The good news is that fixing this doesn’t require starting from scratch. Inclusive design is as much a mindset as it is a checklist. And the changes that make a website more usable for someone with low vision or a motor impairment almost always make it better for everyone.

This guide covers what inclusive web design actually means, the principles and standards behind it, practical strategies to implement it, and the real business impact of getting it right — or ignoring it.

Infographic showing how inclusive web design benefits users, SEO, conversions, and legal compliance infographic

What inclusive web design means in 2026

In 2026, inclusive web design means designing digital experiences around real human diversity, not a narrow default user.

That includes people with:

  • Visual disabilities, including blindness, low vision, and color blindness
  • Motor disabilities that make mouse use difficult or impossible
  • Hearing disabilities that make captions and transcripts essential
  • Cognitive and neurological differences that affect memory, focus, reading, or processing
  • Speech disabilities that may affect voice-based tools
  • Temporary limitations, like a broken arm
  • Situational limits, like bright sunlight, a noisy cafe, or slow mobile service

The W3C Introduction to Web Accessibility explains that accessible websites let people perceive, understand, navigate, interact with, and contribute to the web. Inclusive design builds on that idea by asking a broader question:

“Who might be excluded by this decision?”

Then we fix the mismatch.

That might mean using readable type, writing clear copy, supporting screen readers, making buttons keyboard-friendly, compressing images for slower connections, or making forms easier to complete on a phone while someone is standing in a grocery store parking lot in Holland or Grand Rapids.

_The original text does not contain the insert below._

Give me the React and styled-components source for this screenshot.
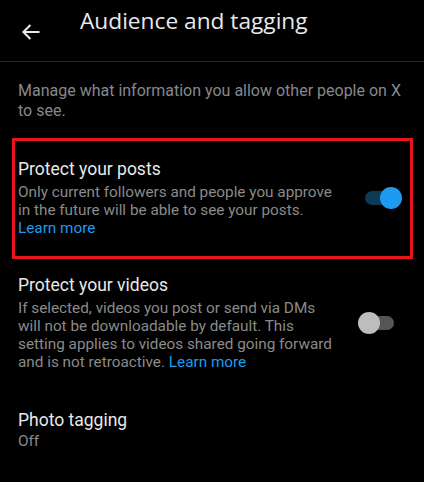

In other words, inclusive design is not only about compliance. It is about usability, equity, and common sense.

How inclusive web design differs from traditional web design

Traditional web design often starts with business goals, brand style, and a typical user journey. Inclusive web design still cares about those things, but it adds a deeper layer: access.

Traditional web design Inclusive web design
Designs for an “average” user Designs for a range of real users
Treats accessibility as a later fix Builds accessibility into planning
Assumes mouse, sight, sound, and fast internet Supports keyboard, screen readers, captions, zoom, and low bandwidth
Focuses heavily on visuals Balances visuals with structure, text, and usability
May use color alone to communicate meaning Uses color plus text, icons, labels, or patterns
Optimizes for one main path Offers multiple ways to complete a task
Tests mainly with internal teams Tests with diverse users and assistive technology

The difference is subtle but powerful. Traditional design asks, “Does this look good and work for most people?” Inclusive design asks, “Who could this exclude, and how can we remove that barrier?”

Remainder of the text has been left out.